> Exercise requirements
List each line in which the string "page" appears.

> Stored data
━━━━━━━━━━━━━━━━━━━━

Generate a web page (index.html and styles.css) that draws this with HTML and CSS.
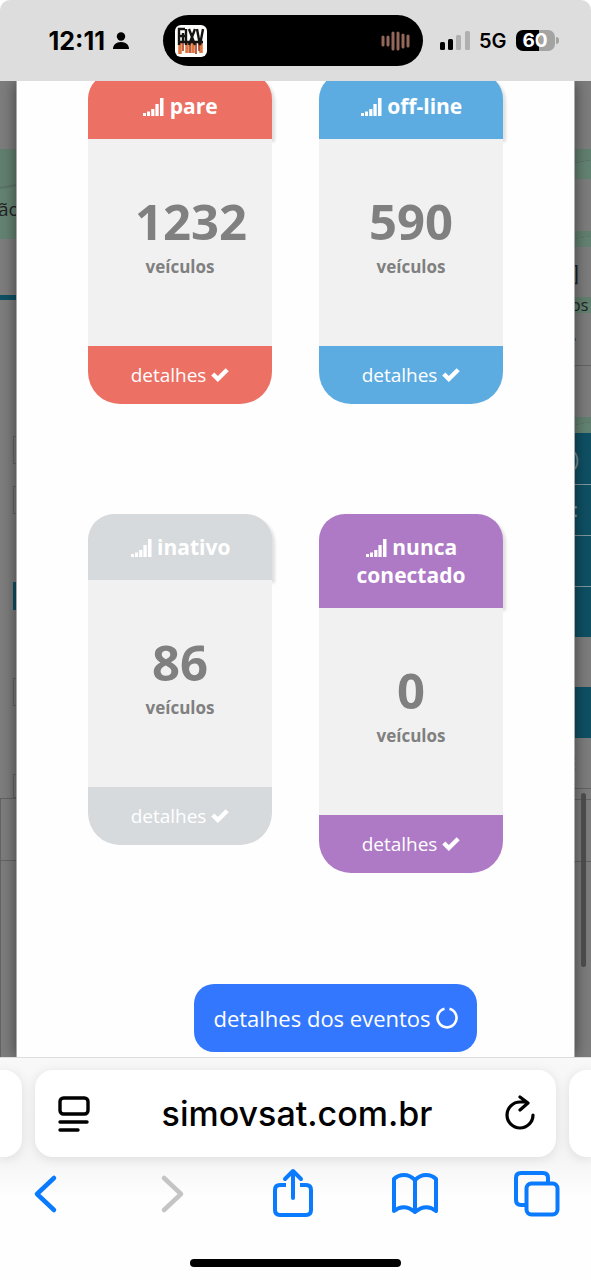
FILE: index.html
```html
<!DOCTYPE html>
<html lang="pt-BR">
<head>
<meta charset="utf-8">
<meta name="viewport" content="width=device-width, initial-scale=1">
<title>simovsat.com.br</title>
<link rel="stylesheet" href="styles.css">
</head>
<body>
<svg class="sprite" aria-hidden="true">
  <symbol id="signal" viewBox="0 0 22 18"><path fill="currentColor" d="M1 15h3v3H1zM5 13.500h3V18H5zM9.200 11h3.200v7H9.200zM13.400 6h3.300v12h-3.300zM18 0h3.500v18H18z"/></symbol>
  <symbol id="check" viewBox="0 0 18 14"><path fill="none" stroke="currentColor" stroke-width="4.400" d="M1.800 6l5 5L16.200 1.800"/></symbol>
</svg>
<div class="phone">
  <header class="status">
    <div class="status-left">
      <span class="clock">12:11</span>
      <svg width="16" height="18" viewBox="0 0 16 18" aria-hidden="true"><circle cx="8" cy="4.500" r="4.200"/><path d="M0 17c0-4 3-7 8-7s8 3 8 7z"/></svg>
    </div>
    <div class="island">
      <svg width="32" height="32" viewBox="0 0 32 32" aria-hidden="true">
        <rect width="32" height="32" rx="6" fill="#fff"/>
        <path stroke="#e0773c" stroke-width="3.500" d="M5 17v12M12 17v11M18 17v11M26 17v11"/>
        <path stroke="#9b2f18" stroke-width="1.500" d="M8 18v8M15 18v10M21 17v12M24 18v8"/>
        <path fill="none" stroke="#171310" stroke-width="2.400" d="M4 20V4h6M4 11h6M11 4v16M14 4l6 16M20 4l-6 16M22 4l3 16 3-16M3 17h25M8 8v10M17 8v9"/>
      </svg>
      <svg width="30" height="20" viewBox="0 0 30 20" aria-hidden="true"><path stroke="#93685a" stroke-width="3" stroke-linecap="round" d="M2 6v8M7 6v8M12 2v16M17 2v16M22 4v12M27 5v10"/></svg>
    </div>
    <div class="status-right">
      <svg width="30" height="19" viewBox="0 0 30 19" aria-hidden="true"><rect y="11" width="5" height="8" rx="1.500"/><rect x="8" y="8" width="5" height="11" rx="1.500"/><g fill="#b0b0b0"><rect x="16" y="4" width="5" height="15" rx="1.500"/><rect x="25" width="5" height="19" rx="1.500"/></g></svg>
      <span class="network">5G</span>
      <span class="battery">60</span>
    </div>
  </header>

  <main class="viewport">
    <div class="behind behind-left" aria-hidden="true">
      <i class="gap h68"></i>
      <i class="map h90"><b class="place">ão</b></i>
      <i class="gap h56"></i>
      <i class="teal h5"></i>
      <i class="gap h136"></i>
      <i class="field h28"></i>
      <i class="gap h22"></i>
      <i class="field h28"></i>
      <i class="gap h68"></i>
      <i class="teal tab h28"></i>
      <i class="gap h68"></i>
      <i class="field h28"></i>
      <i class="gap h68"></i>
      <i class="field h24"></i>
      <i class="frame h62"></i>
      <i class="frame rest"></i>
    </div>

    <section class="modal">
      <div class="cards">
        <article class="card red">
          <h2 class="card-title"><svg class="signal"><use href="#signal"/></svg> pare</h2>
          <div class="card-body"><strong class="count">1232</strong><span class="unit">veículos</span></div>
          <button class="card-more" type="button">detalhes <svg class="check"><use href="#check"/></svg></button>
        </article>
        <article class="card blue">
          <h2 class="card-title"><svg class="signal"><use href="#signal"/></svg> off-line</h2>
          <div class="card-body"><strong class="count">590</strong><span class="unit">veículos</span></div>
          <button class="card-more" type="button">detalhes <svg class="check"><use href="#check"/></svg></button>
        </article>
        <article class="card gray">
          <h2 class="card-title"><svg class="signal"><use href="#signal"/></svg> inativo</h2>
          <div class="card-body"><strong class="count">86</strong><span class="unit">veículos</span></div>
          <button class="card-more" type="button">detalhes <svg class="check"><use href="#check"/></svg></button>
        </article>
        <article class="card purple">
          <h2 class="card-title"><svg class="signal"><use href="#signal"/></svg> nunca conectado</h2>
          <div class="card-body"><strong class="count">0</strong><span class="unit">veículos</span></div>
          <button class="card-more" type="button">detalhes <svg class="check"><use href="#check"/></svg></button>
        </article>
      </div>
      <div class="actions">
        <button class="events" type="button">detalhes dos eventos
          <svg width="22" height="22" viewBox="0 0 22 22" aria-hidden="true"><path fill="none" stroke="currentColor" stroke-width="2.600" d="M8.500 1.700a9.500 9.500 0 1 0 5 0"/></svg>
        </button>
      </div>
    </section>

    <div class="behind behind-right" aria-hidden="true">
      <i class="gap h68"></i>
      <i class="map h30"></i>
      <i class="gap h52"></i>
      <i class="map h16"></i>
      <i class="gap h50"><b class="bracket">]</b></i>
      <i class="map h16"><b class="cut">os</b></i>
      <i class="gap h52"><b class="dot">·</b></i>
      <i class="frame h52"></i>
      <i class="map h16"></i>
      <i class="teal h51"><b class="paren">)</b></i>
      <i class="teal item h51"><b class="paren">:</b></i>
      <i class="teal item h51"></i>
      <i class="teal item h51"></i>
      <i class="gap h50"></i>
      <i class="teal h51"></i>
      <i class="gap h50"><b class="more">⋮</b></i>
      <i class="frame h11"></i>
      <i class="frame h62"></i>
      <i class="frame rest"></i>
    </div>
    <span class="scrollbar"></span>
  </main>

  <footer class="browser">
    <div class="tabs-row">
      <span class="tab-edge left"></span>
      <div class="address">
        <button class="icon" type="button" aria-label="Menu da página"><svg width="32" height="36" viewBox="0 0 32 36" fill="none" stroke="#000" stroke-width="3.400" stroke-linecap="round"><rect x="2" y="2" width="28" height="16" rx="3.500"/><path d="M2 26h27M2 34h18"/></svg></button>
        <button class="url" type="button">simovsat.com.br</button>
        <button class="icon" type="button" aria-label="Recarregar"><svg width="32" height="38" viewBox="0 0 32 38" fill="none" stroke="#000" stroke-width="3.200" stroke-linecap="round" stroke-linejoin="round"><path d="M29 20A13 13 0 1 1 16 7h7M16 2l8 6-8 7"/></svg></button>
      </div>
      <span class="tab-edge right"></span>
    </div>
    <nav class="tools">
      <button class="tool" type="button" aria-label="Voltar"><svg viewBox="0 0 48 48"><path stroke-width="4.500" d="M33 8L16 24l17 16"/></svg></button>
      <button class="tool off" type="button" aria-label="Avançar" disabled><svg viewBox="0 0 48 48"><path stroke-width="4.500" d="M20 8l17 16-17 16"/></svg></button>
      <button class="tool" type="button" aria-label="Compartilhar"><svg viewBox="0 0 48 48"><path d="M19 15h-6q-5 0-5 5v20q0 5 5 5h26q5 0 5-5V20q0-5-5-5h-6" stroke-linecap="butt"/><path d="M26 28V2M18 9l8-8 8 8"/></svg></button>
      <button class="tool" type="button" aria-label="Favoritos"><svg viewBox="0 0 48 48"><path d="M25 10Q20 5 14 5 8 5 4 9v32q10-8 21 1 11-9 21-1V9q-4-4-10-4-6 0-11 5v32"/></svg></button>
      <button class="tool" type="button" aria-label="Abas"><svg viewBox="0 0 48 48"><path d="M13 35H8q-5 0-5-5V8q0-5 5-5h22q5 0 5 5v5" stroke-linecap="butt"/><rect x="13.500" y="13.500" width="31" height="31" rx="5"/></svg></button>
    </nav>
    <span class="home"></span>
  </footer>
</div>
</body>
</html>
```
FILE: styles.css
```css
* { box-sizing: border-box; }
body { margin: 0; background: #fff; font-family: "Open Sans", "Noto Sans", sans-serif; }
button { border: 0; padding: 0; background: none; font: inherit; color: inherit; }
svg { flex: none; overflow: visible; }
.sprite { display: none; }
.phone { display: flex; flex-direction: column; height: 100vh; overflow: hidden; }

/* status bar */
.status {
  flex: none; display: grid; grid-template-columns: 163fr 260px 168fr; align-items: center;
  height: 81px; background: #ddd; border-radius: 10px 10px 0 0;
  font-family: Inter, "Liberation Sans", sans-serif; font-weight: 600;
}
.status-left { display: flex; align-items: center; justify-content: flex-end; gap: 8px; padding-right: 34px; }
.clock { font-size: 25px; line-height: 28px; font-weight: 700; }
.island {
  display: flex; align-items: center; justify-content: space-between;
  height: 51px; padding: 0 12px; border-radius: 26px; background: #000;
}
.status-right { display: flex; align-items: center; gap: 9px; padding-left: 17px; }
.network { font-size: 20px; line-height: 24px; }
.battery {
  position: relative; width: 39px; height: 21px; border-radius: 7px; text-align: center;
  font-size: 19px; line-height: 21px; font-weight: 700; color: #fff;
  background: linear-gradient(90deg, #000 60%, #a3a3a3 60%);
}
.battery::after {
  content: ""; position: absolute; right: -4px; top: 7px; width: 3px; height: 7px;
  border-radius: 0 3px 3px 0; background: #a3a3a3;
}

/* page behind the modal */
.viewport {
  position: relative; flex: 1; min-height: 0; display: grid;
  grid-template-columns: 16px 1fr 16px; overflow: hidden; background: #7d7d7d;
}
.behind { display: flex; flex-direction: column; min-width: 0; overflow: hidden; }
.behind i { flex: none; display: flex; align-items: center; overflow: hidden; font-style: normal; }
.behind b { font-weight: 500; color: #222; white-space: nowrap; }
.behind .rest { flex: 1; }
.map { background: linear-gradient(170deg, #62806f 40%, #587068 42%, #648372 44%); }
.teal { background: #0f5064; }
.item { border-top: 1px solid #81979e; }
.field { margin-left: 13px; border: 1px solid #666; border-right: 0; }
.tab { margin-left: 13px; }
.frame { border-top: 1px solid #636363; }
.behind-left .frame { border-left: 1px solid #636363; }
.place { margin-left: -2px; margin-top: 30px; font-size: 19px; line-height: 24px; }
.more { margin-left: -9px; font-size: 16px; line-height: 20px; }
.bracket { margin-left: -3px; font-size: 22px; line-height: 24px; }
.cut { margin-left: -4px; font-size: 16px; line-height: 16px; }
.dot { margin-left: -4px; font-size: 24px; line-height: 24px; }
.behind .paren { font-size: 20px; line-height: 24px; margin-left: -2px; color: #81979e; }
.h5 { height: 5px; } .h11 { height: 11px; } .h16 { height: 16px; } .h22 { height: 22px; }
.h24 { height: 24px; } .h28 { height: 28px; } .h30 { height: 30px; } .h50 { height: 50px; }
.h51 { height: 51px; } .h52 { height: 52px; } .h56 { height: 56px; } .h62 { height: 62px; }
.h68 { height: 68px; } .h90 { height: 90px; } .h136 { height: 136px; }
.scrollbar {
  position: absolute; right: 5px; top: 712px; width: 5px; height: 174px;
  border-radius: 3px; background: #4a4a4a;
}

/* modal */
.modal {
  position: relative; min-width: 0; padding: 0 71px; background: #fefefe;
  border: solid #aaa; border-width: 0 1px; box-shadow: 0 0 14px rgba(0, 0, 0, .5);
}
.cards {
  display: grid; grid-template-columns: 1fr 1fr; gap: 110px 47px; align-items: start;
  margin-top: -8px;
}
.card { display: flex; flex-direction: column; min-width: 0; color: #fff; }
.card-title {
  margin: 0; padding: 19px 30px; border-radius: 26px 26px 0 0; background: var(--tone);
  box-shadow: 3px 3px 3px rgba(0, 0, 0, .12);
  font-size: 21px; line-height: 28px; font-weight: 700; text-align: center;
}
.card-body {
  position: relative; display: flex; flex-direction: column; align-items: center;
  height: 207px; padding-top: 48px; background: #f1f1f1; color: #808080;
}
.count { width: 90px; font-size: 49px; line-height: 68px; font-weight: 700; text-align: center; }
.unit { font-size: 17px; line-height: 24px; font-weight: 700; }
.card-more {
  height: 58px; border-radius: 0 0 32px 32px; background: var(--tone);
  font-size: 19px; line-height: 28px; text-align: center; font-weight: 400;
}
.signal { width: 22px; height: 18px; vertical-align: -2px; }
.check { width: 18px; height: 14px; }
.red { --tone: #ec7064; }
.blue { --tone: #5dace1; }
.gray { --tone: #d6dadd; }
.purple { --tone: #ae79c5; }
.actions { display: flex; justify-content: center; padding: 111px 0 0 80px; }
.events {
  flex: none; display: flex; align-items: center; gap: 5px; height: 68px; padding: 0 19px;
  border-radius: 20px; background: #3377ff; color: #fff;
  font-size: 22px; line-height: 30px; font-weight: 400; white-space: nowrap;
}

/* browser controls */
.browser {
  position: relative; flex: none; display: flex; flex-direction: column; align-items: stretch;
  height: 223px; padding-top: 12px; border-top: 1px solid #ddd;
  background: linear-gradient(#f8f8f8, #f5f5f5 100px, #fefefe 140px);
}
.tabs-row { display: grid; grid-template-columns: 22px 1fr 22px; gap: 13px; height: 87px; }
.tab-edge, .address { background: #fff; box-shadow: 0 2px 12px rgba(0, 0, 0, .1); }
.left { border-radius: 0 18px 18px 0; }
.right { border-radius: 18px 0 0 18px; }
.address {
  display: flex; align-items: center; justify-content: space-between; padding: 0 20px 0 23px;
  border-radius: 18px; min-width: 0;
}
.icon { display: flex; }
.url { font-family: Inter, "Liberation Sans", sans-serif; font-size: 34px; line-height: 44px; font-weight: 500; color: #000; }
.tools { display: flex; justify-content: space-between; padding: 13px 30px 0 21px; }
.tool { display: flex; color: #0a7aff; }
.tool svg {
  width: 48px; height: 48px; fill: none; stroke: currentColor; stroke-width: 4;
  stroke-linecap: round; stroke-linejoin: round;
}
.off { color: #c4c4c4; }
.home { align-self: center; width: 211px; height: 8px; margin-top: 41px; border-radius: 4px; background: #000; }
```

━━━━━━━━━━━━━━━━━━━━

> Task answer
Generate a web page (index.html and styles.css) that draws this with HTML and CSS.
/* page behind the modal */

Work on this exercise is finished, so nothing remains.